I don't think they should be second class citizens by any means... but I certainly see where he is coming from... I have 4 older kids from my first marriage (technically step, but their mom walked out just after I married their dad), we made sure that we focused on them... but made sure it was not to the detriment of our relationship... they knew they were important... but nothing they did took priority over the 'family' as a whole... occasionally we had conflicts in scheduling, we talked about it, and they would have to be flexible... ultimately we had the final say. If they wanted to do something, the rule was we needed a 2 week notice to work it into the budget/schedule, otherwise the answer was almost always no... my oldest daughter always pouted about how unfair we were... because her friends could do whatever they wanted! But now she's a well adjusted high functioning adult, she moved out the summer after high school, has always supported herself, now she's married, they recently bought their own home and has a child of her own... she sees how hard it is to keep the balance of her marriage and child... my youngest just graduated from college, and has already taken a summer job, so she can get her bearings to decide on where she wants to live... so I'd say we did alright! ☺️ I now have an almost 2 year old and a baby on the way, and my husband is very close to my older kids... so we plan to raise these 2 just like I did the older kids! ☺️ I want them to know that they are very important... but I want them to have a humble spirit, respect others and work hard for what they have.
I don't see it as a rating, I see it as a foundation for a healthy family. In our home we edify our marriage in hopes that it will be an anchor for our children. The title of the article kind of takes it somewhere else, but I see what he is saying. It's how we run our home and I was raised this way and it worked well for us. I never felt unimportant by my folks. Or second. If the marriage is strong the family will benefit if its weak or in turmoil it affects the kids. We have a date night once a week to have some time for us to catch up. It's important that we make time for each other. That's my take on it.

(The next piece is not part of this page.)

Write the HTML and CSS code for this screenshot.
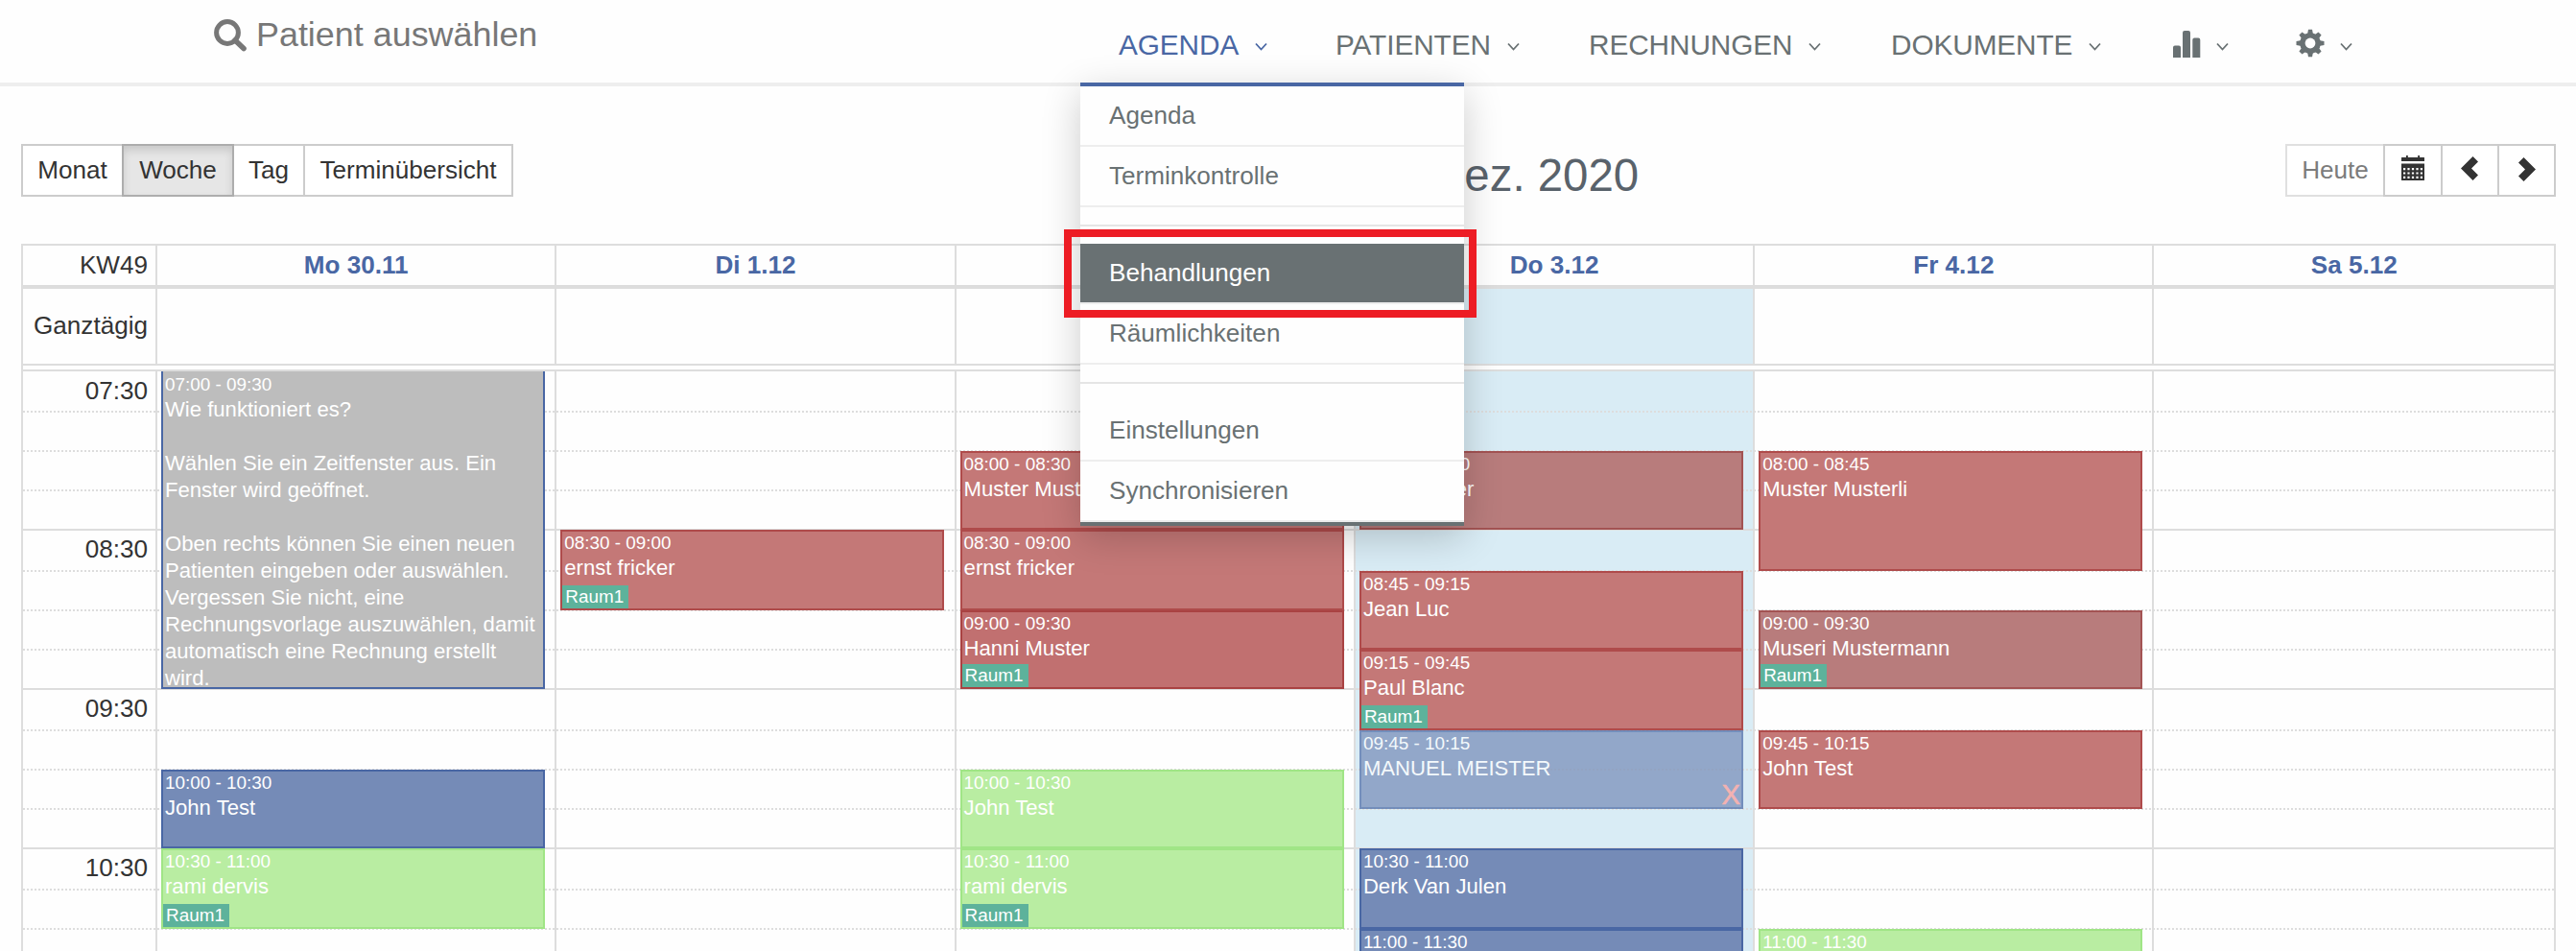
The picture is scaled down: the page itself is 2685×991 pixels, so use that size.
FILE: index.html
```html
<!DOCTYPE html>
<html lang="de">
<head>
<meta charset="utf-8">
<title>Agenda</title>
<link rel="stylesheet" href="styles.css">
</head>
<body>
<header class="topbar">
  <a class="search">
    <svg width="35" height="34" viewBox="0 0 35 34"><circle cx="14" cy="14" r="11.400" fill="none" stroke="currentColor" stroke-width="5"/><path d="M22 22L31 30.500" stroke="currentColor" stroke-width="5.600" stroke-linecap="round"/></svg>
    <span>Patient auswählen</span>
  </a>
  <nav class="nav">
    <a class="nav-item active">AGENDA<svg class="caret" viewBox="0 0 13 9"><path d="M1 1.5L6.5 7.5L12 1.5"/></svg></a>
    <a class="nav-item">PATIENTEN<svg class="caret" viewBox="0 0 13 9"><path d="M1 1.5L6.5 7.5L12 1.5"/></svg></a>
    <a class="nav-item">RECHNUNGEN<svg class="caret" viewBox="0 0 13 9"><path d="M1 1.5L6.5 7.5L12 1.5"/></svg></a>
    <a class="nav-item">DOKUMENTE<svg class="caret" viewBox="0 0 13 9"><path d="M1 1.5L6.5 7.5L12 1.5"/></svg></a>
    <a class="nav-item"><svg class="nav-icon" width="29" height="28" viewBox="0 0 29 28"><path fill="currentColor" d="M0 28V17.500q0-2 2-2h4q2 0 2 2V28zM10 28V2q0-2 2-2h4q2 0 2 2v26zM20.300 28V9.500q0-2 2-2h4q2 0 2 2V28z"/></svg><svg class="caret" viewBox="0 0 13 9"><path d="M1 1.500L6.500 7.500L12 1.500"/></svg></a>
    <a class="nav-item"><svg class="nav-icon gear" width="30" height="30" viewBox="-15 -15 30 30"><g fill="currentColor"><path d="M-3 -9L-2 -14.300H2L3 -9V9L2 14.300H-2L-3 9z"/><path transform="rotate(45)" d="M-3 -9L-2.200 -14.200H2.200L3 -9V9L2.200 14.200H-2.200L-3 9z"/><path transform="rotate(90)" d="M-3 -9L-2 -14.500H2L3 -9V9L2 14.500H-2L-3 9z"/><path transform="rotate(135)" d="M-3 -9L-2.200 -14.200H2.200L3 -9V9L2.200 14.200H-2.200L-3 9z"/><circle r="10.800"/></g><circle r="5.400" fill="#fff"/></svg><svg class="caret" viewBox="0 0 13 9"><path d="M1 1.500L6.500 7.500L12 1.500"/></svg></a>
  </nav>
  <div class="dropdown">
    <a class="drop-item">Agenda</a>
    <a class="drop-item">Terminkontrolle</a>
    <div class="divider"></div>
    <a class="drop-item hover">Behandlungen</a>
    <a class="drop-item">Räumlichkeiten</a>
    <div class="divider"></div>
    <a class="drop-item">Einstellungen</a>
    <a class="drop-item">Synchronisieren</a>
  </div>
  <div class="highlight"></div>
</header>
<main class="page">
  <div class="toolbar">
    <div class="group">
      <button class="btn monat">Monat</button><button class="btn woche pressed">Woche</button><button class="btn tag">Tag</button><button class="btn termine">Terminübersicht</button>
    </div>
    <h2 class="title">30. Nov. – 5. Dez. 2020</h2>
    <div class="group">
      <button class="btn heute">Heute</button><button class="btn icon cal"><svg width="24" height="26" viewBox="0 0 24 26"><path fill="currentColor" fill-rule="evenodd" d="M0 2.500q0-.5 .5-.5H5V0h1.800v2h10.400V0H19v2h4.500q.5 0 .5 .5V6H0zM0 8.500h24V25.500q0 .5-.5 .5H.5q-.5 0-.5-.5zM2 13v2.200h2.200V13zM6.400 13v2.200h2.200V13zM10.900 13v2.200h2.200V13zM15.400 13v2.200h2.200V13zM19.800 13v2.200H22V13zM2 17.400v2.200h2.200v-2.200zM6.400 17.400v2.200h2.200v-2.200zM10.900 17.400v2.200h2.200v-2.200zM15.400 17.400v2.200h2.200v-2.200zM19.800 17.400v2.200H22v-2.200zM2 21.800V24h2.200v-2.200zM6.400 21.800V24h2.200v-2.200zM10.900 21.800V24h2.200v-2.200zM15.400 21.800V24h2.200v-2.200zM19.800 21.800V24H22v-2.200z"/></svg></button><button class="btn icon prev"><svg width="18" height="25" viewBox="0 0 18 25"><path fill="currentColor" d="M0 12.500L12.500 0L18 5.500L11 12.500L18 19.500L12.500 25z"/></svg></button><button class="btn icon next"><svg width="18" height="25" viewBox="0 0 18 25"><path fill="currentColor" d="M18 12.500L5.500 0L0 5.500L7 12.500L0 19.500L5.500 25z"/></svg></button>
    </div>
  </div>
  <section class="calendar">
    <div class="row heads">
      <div class="axis">KW49</div><div>Mo 30.11</div><div>Di 1.12</div><div>Mi 2.12</div><div>Do 3.12</div><div>Fr 4.12</div><div>Sa 5.12</div>
    </div>
    <div class="row allday">
      <div class="axis">Ganztägig</div><div></div><div></div><div></div><div class="today"></div><div></div><div></div>
    </div>
    <div class="gap"></div>
    <div class="row times">
      <div class="axis slots">
        <div class="slot first">07:30</div><div class="slot"></div><div class="slot"></div><div class="slot"></div>
        <div class="slot hour">08:30</div><div class="slot"></div><div class="slot"></div><div class="slot"></div>
        <div class="slot hour">09:30</div><div class="slot"></div><div class="slot"></div><div class="slot"></div>
        <div class="slot hour">10:30</div><div class="slot"></div><div class="slot last"></div>
      </div>
      <div class="day">
        <article class="event gray" style="top:0px;height:331px"><time>07:00 - 09:30</time><p>Wie funktioniert es?<br><br>Wählen Sie ein Zeitfenster aus. Ein Fenster wird geöffnet.<br><br>Oben rechts können Sie einen neuen Patienten eingeben oder auswählen. Vergessen Sie nicht, eine Rechnungsvorlage auszuwählen, damit automatisch eine Rechnung erstellt wird.</p></article>
        <article class="event blue" style="top:415px;height:82px"><time>10:00 - 10:30</time><p>John Test</p></article>
        <article class="event green" style="top:497px;height:84px"><time>10:30 - 11:00</time><p>rami dervis</p><span class="room">Raum1</span></article>
      </div>
      <div class="day">
        <article class="event red" style="top:165px;height:84px"><time>08:30 - 09:00</time><p>ernst fricker</p><span class="room">Raum1</span></article>
      </div>
      <div class="day">
        <article class="event red" style="top:83px;height:82px"><time>08:00 - 08:30</time><p>Muster Musterli</p></article>
        <article class="event red" style="top:165px;height:84px"><time>08:30 - 09:00</time><p>ernst fricker</p></article>
        <article class="event crimson" style="top:249px;height:82px"><time>09:00 - 09:30</time><p>Hanni Muster</p><span class="room">Raum1</span></article>
        <article class="event green" style="top:415px;height:82px"><time>10:00 - 10:30</time><p>John Test</p></article>
        <article class="event green" style="top:497px;height:84px"><time>10:30 - 11:00</time><p>rami dervis</p><span class="room">Raum1</span></article>
      </div>
      <div class="day today">
        <article class="event dull" style="top:83px;height:82px"><time>08:00 - 08:30</time><p>ernst fricker</p></article>
        <article class="event red" style="top:208px;height:82px"><time>08:45 - 09:15</time><p>Jean Luc</p></article>
        <article class="event red" style="top:290px;height:84px"><time>09:15 - 09:45</time><p>Paul Blanc</p><span class="room">Raum1</span></article>
        <article class="event blue faded" style="top:374px;height:82px"><time>09:45 - 10:15</time><p>MANUEL MEISTER</p><span class="cancel">X</span></article>
        <article class="event blue" style="top:497px;height:84px"><time>10:30 - 11:00</time><p>Derk Van Julen</p></article>
        <article class="event blue" style="top:581px;height:84px"><time>11:00 - 11:30</time></article>
      </div>
      <div class="day">
        <article class="event red" style="top:83px;height:125px"><time>08:00 - 08:45</time><p>Muster Musterli</p></article>
        <article class="event dull" style="top:249px;height:82px"><time>09:00 - 09:30</time><p>Museri Mustermann</p><span class="room">Raum1</span></article>
        <article class="event red" style="top:374px;height:82px"><time>09:45 - 10:15</time><p>John Test</p></article>
        <article class="event green" style="top:581px;height:84px"><time>11:00 - 11:30</time></article>
      </div>
      <div class="day"></div>
    </div>
  </section>
</main>
</body>
</html>
```
FILE: styles.css
```css
* { box-sizing: border-box; }
html, body { height: 100%; }
body {
  margin: 0;
  overflow: hidden;
  background: #fefefe;
  color: #333;
  font: 26.1px/1.43 "Liberation Sans", Arial, sans-serif;
}
p, h2 { margin: 0; }

/* Top bar */
.topbar {
  position: relative;
  z-index: 5;
  display: flex;
  height: 90px;
  border-bottom: 4px solid #eee;
}
.search {
  display: flex;
  gap: 9px;
  width: 1126px;
  padding: 20px 0 0 223px;
  color: #777;
  font-size: 35.9px;
  line-height: 32px;
}
.nav {
  display: grid;
  grid-template-columns: 226px 264px 315px 294px 128px 120px;
}
.nav-item {
  display: flex;
  align-items: center;
  height: 86px;
  padding: 8px 0 0 40px;
  color: #697173;
  font-size: 29.75px;
  letter-spacing: -.08px;
}
.nav-item.active { color: #4967a4; }
.caret {
  width: 13px;
  height: 9px;
  margin: 3px 0 0 17px;
  fill: none;
  stroke: currentColor;
  stroke-width: 1.8;
}
.nav-icon { margin-top: -3px; }
.nav-icon.gear { margin-top: -5px; }
.nav-icon + .caret { margin-left: 16px; }

.dropdown {
  position: absolute;
  top: 86px;
  left: 1126px;
  width: 400px;
  border-top: 4px solid #4967a4;
  border-bottom: 4px solid #697173;
  background: #fefefe;
  box-shadow: 0 11px 38px rgba(0, 0, 0, .2);
}
.drop-item {
  display: block;
  height: 63px;
  padding-left: 30px;
  border-bottom: 2px solid #eee;
  color: #697173;
  line-height: 61px;
}
.drop-item.hover {
  background: #697173;
  background-clip: padding-box;
  color: #fff;
}
.divider {
  height: 2px;
  margin: 18px 0;
  background: #e5e5e5;
}
.highlight {
  position: absolute;
  top: 239px;
  left: 1109px;
  width: 430px;
  height: 92px;
  border: 8px solid #ed1c24;
}

/* Toolbar */
.page { padding: 60px 21px 0 22px; }
.toolbar {
  display: flex;
  align-items: flex-start;
  justify-content: space-between;
  height: 104px;
}
.group { display: flex; }
.btn {
  height: 55px;
  margin: 0;
  padding: 0;
  border: 2px solid #ccc;
  background: #fff;
  color: #333;
  font: inherit;
  line-height: 51px;
}
.btn + .btn { margin-left: -2px; }
.monat { width: 107px; }
.woche { width: 117px; }
.tag { width: 76px; }
.termine { width: 219px; }
.pressed {
  z-index: 1;
  border-color: #adadad;
  background: #e6e6e6;
  box-shadow: inset 0 5px 9px rgba(0, 0, 0, .125);
}
.heute {
  width: 104px;
  border-color: #e0e0e0;
  color: #7c7c7c;
}
.icon {
  display: flex;
  align-items: center;
  justify-content: center;
  width: 61px;
  padding-bottom: 5px;
}
.cal { width: 62px; }
.next { padding: 0 0 3px 2px; }
.title {
  padding: 3px 0 0 5px;
  color: #59626b;
  font-size: 47.4px;
  font-weight: 400;
  line-height: 60px;
}

/* Calendar */
.calendar {
  height: 737px;
  overflow: hidden;
  border: 2px solid #ddd;
  border-bottom: 0;
}
.row {
  display: grid;
  grid-template-columns: 138px repeat(5, 416.3px) 1fr;
}
.row > div + div { border-left: 2px solid #ddd; }
.axis {
  padding-right: 8px;
  text-align: right;
}
.heads {
  height: 45px;
  border-bottom: 4px solid #ddd;
  color: #4967a4;
  font-weight: 700;
  line-height: 41px;
  text-align: center;
}
.heads .axis {
  color: #333;
  font-weight: 400;
}
.allday {
  height: 80px;
  border-bottom: 2px solid #ddd;
  line-height: 76px;
}
.today { background: #d9ecf5; }
.gap {
  height: 6px;
  border-bottom: 2px solid #ddd;
}
.times {
  position: relative;
  height: 604px;
  overflow: hidden;
}
.slots {
  display: flex;
  flex-direction: column;
  padding-right: 0;
}
.slot {
  position: relative;
  height: 41px;
  padding-right: 8px;
  line-height: 40px;
}
.slot.hour {
  height: 43px;
  line-height: 43px;
}
.slot.last { height: 24px; }
.slot + .slot::before {
  content: "";
  position: absolute;
  z-index: 1;
  top: 0;
  left: 0;
  width: 2638px;
  border-top: 2px dotted #ddd;
}
.slot.hour::before { border-top-style: solid !important; }

/* Events sit on the day's time scale */
.day { position: relative; }
.event {
  position: absolute;
  z-index: 2;
  left: 4px;
  width: 400px;
  overflow: hidden;
  padding: 0 2px;
  border: 2px solid;
  color: #fff;
  font-size: 22.1px;
  line-height: 28px;
}
.event time {
  display: block;
  font-size: 18.9px;
  line-height: 24px;
}
.gray {
  padding: 2px 0 0 2px;
  border-color: #4967a4;
  border-top: 0;
  background: #bdbdbd;
}
.blue { border-color: #4967a4; background: #758bb7; }
.green { border-color: #a0e586; background: #b9eda2; }
.red { border-color: #af4b4b; background: #c47877; }
.crimson { border-color: #a94242; background: #c17070; }
.dull { border-color: #a35353; background: #b87c7c; }
.faded { opacity: .7; }
.room {
  position: absolute;
  bottom: 0;
  left: 0;
  width: 69px;
  height: 24px;
  padding-left: 3px;
  background: #5db29b;
  font-size: 18.9px;
  line-height: 23px;
}
.cancel {
  position: absolute;
  right: 1px;
  bottom: -1px;
  color: #ff9a95;
  font-size: 29px;
  -webkit-text-stroke: .6px currentColor;
}
```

24.05.2017 Нравится Ответить
Someone posted about this a while back and I still don't agree with it.
Frankly, this is an older gentleman that comes from the times of when ALL adults and elders deserved respect. Dad was the boss. Mom ran the house. And the kids "knew their place." I personally think that's what this man is trying to reinforce in this article. "Going back to the old days". However, not all adults deserve respect and parents should not be placed "above" their children. I treat my children equally to myself and my husband. I treat them as they should be treated as individuals because that's what they need. But they all get the same amount of respect from me. It doesn't make a bit of difference that "we came first". We also decided to bring them into this world without their knowledge or consent. So what? We deserve more respect because of that?? Yes, I gave my children life and I will teach them all I can. But in the same respect, they complete my life and my husband's life and we will learn a great many things from them as well.
So in my humblest opinion, the article is bullshit.